═══ Data provided
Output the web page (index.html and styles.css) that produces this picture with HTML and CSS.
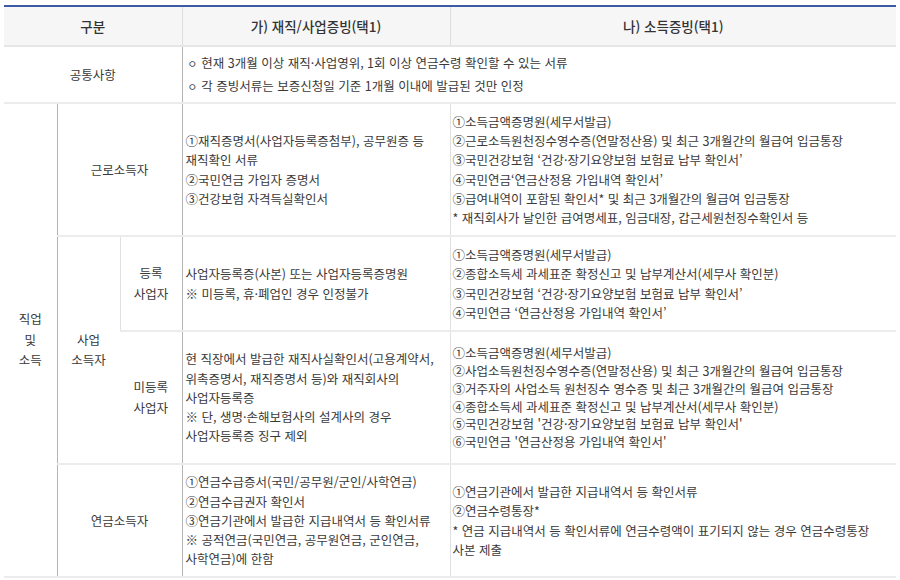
FILE: index.html
```html
<!DOCTYPE html>
<html lang="ko">
<head>
<meta charset="utf-8">
<link rel="stylesheet" href="styles.css">
</head>
<body>
<div class="wrap">
<table class="doc">
  <colgroup>
    <col class="c1"><col class="c2"><col class="c3"><col class="c4"><col class="c5">
  </colgroup>
  <thead>
    <tr class="r-head">
      <th colspan="3">구분</th>
      <th class="th-mid">가) 재직/사업증빙(택1)</th>
      <th class="th-mid">나) 소득증빙(택1)</th>
    </tr>
  </thead>
  <tbody>
    <tr class="r-common">
      <td colspan="3" class="label">공통사항</td>
      <td colspan="2" class="txt common dark-left"><span class="bullet">ㅇ</span>현재 3개월 이상 재직·사업영위, 1회 이상 연금수령 확인할 수 있는 서류<br><span class="bullet">ㅇ</span>각 증빙서류는 보증신청일 기준 1개월 이내에 발급된 것만 인정</td>
    </tr>
    <tr class="r-work">
      <td rowspan="4" class="label lh-big">직업<br>및<br>소득</td>
      <td colspan="2" class="label dark-left">근로소득자</td>
      <td class="txt a dark-left">①재직증명서(사업자등록증첨부), 공무원증 등<br>재직확인 서류<br>②국민연금 가입자 증명서<br>③건강보험 자격득실확인서</td>
      <td class="txt b">①소득금액증명원(세무서발급)<br>②근로소득원천징수영수증(연말정산용) 및 최근 3개월간의 월급여 입금통장<br>③국민건강보험 ‘건강·장기요양보험 보험료 납부 확인서’<br>④국민연금‘연금산정용 가입내역 확인서’<br>⑤급여내역이 포함된 확인서* 및 최근 3개월간의 월급여 입금통장<br>* 재직회사가 날인한 급여명세표, 임금대장, 갑근세원천징수확인서 등</td>
    </tr>
    <tr class="r-reg">
      <td rowspan="2" class="label lh-big dark-left">사업<br>소득자</td>
      <td class="label lh-big">등록<br>사업자</td>
      <td class="txt a dark-left">사업자등록증(사본) 또는 사업자등록증명원<br>※ 미등록, 휴·폐업인 경우 인정불가</td>
      <td class="txt b">①소득금액증명원(세무서발급)<br>②종합소득세 과세표준 확정신고 및 납부계산서(세무사 확인분)<br>③국민건강보험 ‘건강·장기요양보험 보험료 납부 확인서’<br>④국민연금 ‘연금산정용 가입내역 확인서’</td>
    </tr>
    <tr class="r-unreg">
      <td class="label lh-big">미등록<br>사업자</td>
      <td class="txt a dark-left">현 직장에서 발급한 재직사실확인서(고용계약서,<br>위촉증명서, 재직증명서 등)와 재직회사의<br>사업자등록증<br>※ 단, 생명·손해보험사의 설계사의 경우<br>사업자등록증 징구 제외</td>
      <td class="txt b tight">①소득금액증명원(세무서발급)<br>②사업소득원천징수영수증(연말정산용) 및 최근 3개월간의 월급여 입금통장<br>③거주자의 사업소득 원천징수 영수증 및 최근 3개월간의 월급여 입금통장<br>④종합소득세 과세표준 확정신고 및 납부계산서(세무사 확인분)<br>⑤국민건강보험 '건강·장기요양보험 보험료 납부 확인서'<br>⑥국민연금 '연금산정용 가입내역 확인서'</td>
    </tr>
    <tr class="r-pension">
      <td colspan="2" class="label dark-left">연금소득자</td>
      <td class="txt a dark-left">①연금수급증서(국민/공무원/군인/사학연금)<br>②연금수급권자 확인서<br>③연금기관에서 발급한 지급내역서 등 확인서류<br>※ 공적연금(국민연금, 공무원연금, 군인연금,<br>사학연금)에 한함</td>
      <td class="txt b">①연금기관에서 발급한 지급내역서 등 확인서류<br>②연금수령통장*<br>* 연금 지급내역서 등 확인서류에 연금수령액이 표기되지 않는 경우 연금수령통장<br>사본 제출</td>
    </tr>
  </tbody>
</table>
</div>
</body>
</html>
```

FILE: styles.css
```css
html, body {
  margin: 0;
  padding: 0;
  background: #ffffff;
}

.wrap {
  padding: 5px 4px 0 4px;
}

.doc {
  width: 892px;
  border-collapse: collapse;
  table-layout: fixed;
  font-family: "Noto Sans CJK KR", "Noto Sans", sans-serif;
  font-size: 12.5px;
  color: #3a3a3a;
  border-top: 2px solid #3d5aa6;
}

.c1 { width: 53px; }
.c2 { width: 63px; }
.c3 { width: 62px; }
.c4 { width: 268px; }
.c5 { width: 446px; }

.doc th {
  background: #f6f6f6;
  color: #333333;
  font-weight: 500;
  font-size: 13.5px;
  height: 38px;
  padding: 0;
  border-bottom: 2px solid #e6e6e6;
  text-align: center;
  vertical-align: middle;
}

.doc th.th-mid {
  border-left: 1px solid #dddddd;
}

.doc td {
  padding: 0;
  vertical-align: middle;
  border-bottom: 2px solid #ececec;
  border-left: 1px solid #e0e0e0;
}

.doc td:first-child {
  border-left: none;
}

.doc td.dark-left {
  border-left: 1px solid #b4b4b4;
}

.label {
  text-align: center;
  line-height: 20px;
}

.lh-big {
  line-height: 20.5px;
}

.txt {
  text-align: left;
  line-height: 19.2px;
  white-space: nowrap;
}

.txt.a {
  padding-left: 3px;
}

.txt.b {
  padding-left: 2px;
}

.txt.tight {
  line-height: 17.9px;
}

.txt.common {
  padding-left: 5px;
  line-height: 22px;
}

.bullet {
  display: inline-block;
  font-size: 10.5px;
  margin-right: 4px;
  vertical-align: 0;
}

.r-common { height: 57px; }
.r-work { height: 133px; }
.r-reg { height: 95px; }
.r-unreg { height: 133px; }
.r-pension { height: 113px; }
```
══════
Scan the material above. Copy each line where "styles" occurs.

▸ Answer in full
Output the web page (index.html and styles.css) that produces this picture with HTML and CSS.
<link rel="stylesheet" href="styles.css">
FILE: styles.css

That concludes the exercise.